From: nospam@needed.invalid   
      
   On Sun, 1/4/2026 11:32 PM, RonB wrote:   
   > On 2026-01-04, Paul wrote:   
   >> On Sun, 1/4/2026 4:30 AM, Heinz Schmitz wrote:   
   >>> Paul wrote:   
   >>>   
   >>>> Note that, on Ubuntu, a lot of executables are packaged in SNAP packages,   
   >>>> making it a lot harder to edit a .desktop file and define a menu entry   
   properly.   
   >>>> For the end user, a SNAP is extra work.   
   >>>   
   >>> SNAP is like a government inside a government.   
   >>> If you happen to have set up your system while they had snap already   
   >>> within, you just need a larger hard disk.   

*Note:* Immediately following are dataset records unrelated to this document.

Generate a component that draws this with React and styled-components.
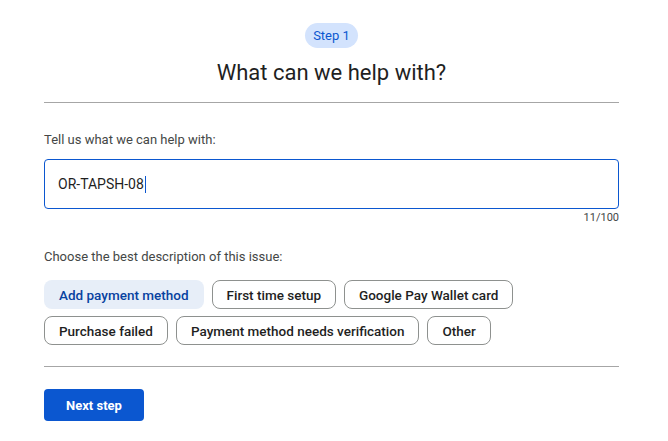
import React from "react";
import styled, { createGlobalStyle } from "styled-components";

const Global = createGlobalStyle`
  html, body { margin: 0; padding: 0; background: #fff; }
  body { font-family: Roboto, "Noto Sans", Arial, sans-serif; color: #1f1f1f; }
`;

const Page = styled.div`
  width: 575px;
  margin-left: 44px;
  padding-top: 23px;
`;

const Header = styled.header`
  display: flex;
  flex-direction: column;
  align-items: center;
  padding-bottom: 16px;
  border-bottom: 1px solid #a6a6a6;
`;

const StepPill = styled.span`
  display: inline-flex;
  align-items: center;
  height: 25px;
  padding: 0 8px;
  border-radius: 13px;
  background: #d3e3fd;
  color: #0b57d0;
  font-size: 13px;
  font-weight: 400;
`;

const Title = styled.h1`
  margin: 12px 0 0;
  font-size: 22px;
  font-weight: 400;
  line-height: 26px;
  color: #1f1f1f;
`;

const Section = styled.section`
  display: flex;
  flex-direction: column;
  padding-top: ${(p) => p.$top}px;
`;

const Label = styled.label`
  font-size: 13px;
  line-height: 18px;
  color: #444746;
`;

const InputBox = styled.div`
  margin-top: 10px;
  height: 50px;
  box-sizing: border-box;
  border: 1px solid #0b57d0;
  border-radius: 4px;
  display: flex;
  align-items: center;
  padding: 0 13px;
  font-size: 14px;
  color: #1f1f1f;
`;

const Caret = styled.span`
  display: inline-block;
  width: 1px;
  height: 17px;
  background: #0b57d0;
  margin-left: 1px;
`;

const Counter = styled.div`
  align-self: flex-end;
  margin-top: 2px;
  font-size: 11px;
  line-height: 14px;
  color: #444746;
`;

const ChipWrap = styled.div`
  margin-top: 14px;
  display: flex;
  flex-wrap: wrap;
  gap: 7px 8px;
  padding-bottom: 21px;
  border-bottom: 1px solid #a6a6a6;
`;

const Chip = styled.button`
  height: 29px;
  box-sizing: border-box;
  padding: 0 ${(p) => (p.$selected ? 15 : 14)}px;
  border-radius: 8px;
  border: ${(p) => (p.$selected ? "none" : "1px solid #8e918f")};
  background: ${(p) => (p.$selected ? "#e7eef8" : "#fff")};
  color: ${(p) => (p.$selected ? "#0842a0" : "#1f1f1f")};
  font-family: Roboto, "Noto Sans", Arial, sans-serif;
  font-size: 13.5px;
  font-weight: 500;
  cursor: pointer;
`;

const Footer = styled.div`
  padding-top: 22px;
`;

const Primary = styled.button`
  width: 100px;
  height: 32px;
  border: none;
  border-radius: 4px;
  background: #0b57d0;
  color: #fff;
  font-family: Roboto, "Noto Sans", Arial, sans-serif;
  font-size: 13px;
  font-weight: 700;
  cursor: pointer;
`;

const chips = [
  "Add payment method",
  "First time setup",
  "Google Pay Wallet card",
  "Purchase failed",
  "Payment method needs verification",
  "Other",
];

export default function App() {
  return (
    <>
      <Global />
      <Page>
        <Header>
          <StepPill>Step 1</StepPill>
          <Title>What can we help with?</Title>
        </Header>
        <Section $top={28}>
          <Label>Tell us what we can help with:</Label>
          <InputBox>
            OR-TAPSH-08
            <Caret />
          </InputBox>
          <Counter>11/100</Counter>
        </Section>
        <Section $top={23}>
          <Label>Choose the best description of this issue:</Label>
          <ChipWrap>
            {chips.map((c, i) => (
              <Chip key={c} $selected={i === 0}>
                {c}
              </Chip>
            ))}
          </ChipWrap>
        </Section>
        <Footer>
          <Primary>Next step</Primary>
        </Footer>
      </Page>
    </>
  );
}
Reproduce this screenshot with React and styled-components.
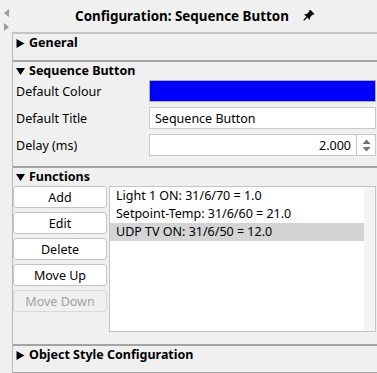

   >>> If you are caught with a system while they make the transition to snap   
   >>> you are fu...d.   
   >>>   
   >>> Does any of the ubuntu programmers do use their system themselves?   
   >>>   
   >>> Regards,   
   >>> H.   
   >>   
   >> I suppose the staff at Canonical work there... because they are being paid.   
   >>   
   >> That is about the most charitable thing I can say.   
   >>   
   >> Modularity has known benefits. Who battles against modularity and why ???   
   >>   
   >> Paul   
   >   
   > Modularity also has drawbacks, I use Flatpaks and AppImages only when I need   
   > the newest version of an application and there is no other choice.   
   >   
   > I don't like redundancy and bloat.   
   >   
      
   The .deb scheme works fine. It does not need another layer of nonsense   
   on top of it.   
      
   When you wrap something like Gnome up as a SNAP, any program   
   which needs to refer to one of the GNOME internal debs, has to   
   download the debs it needs separately. This basically doubles   
   the downloads for graphical things (you paid for a SNAP but   
   cannot reuse any of the contents).   
      
    +------------------------+ The Gnome SNAP   
    | Internal dependencies |   
    | are included inside |   
    | the SNAP and cannot |   
    | be accessed |   
    | externally. |   
    | 1.deb 2.deb 3.deb | Access to the file system is "controlled"   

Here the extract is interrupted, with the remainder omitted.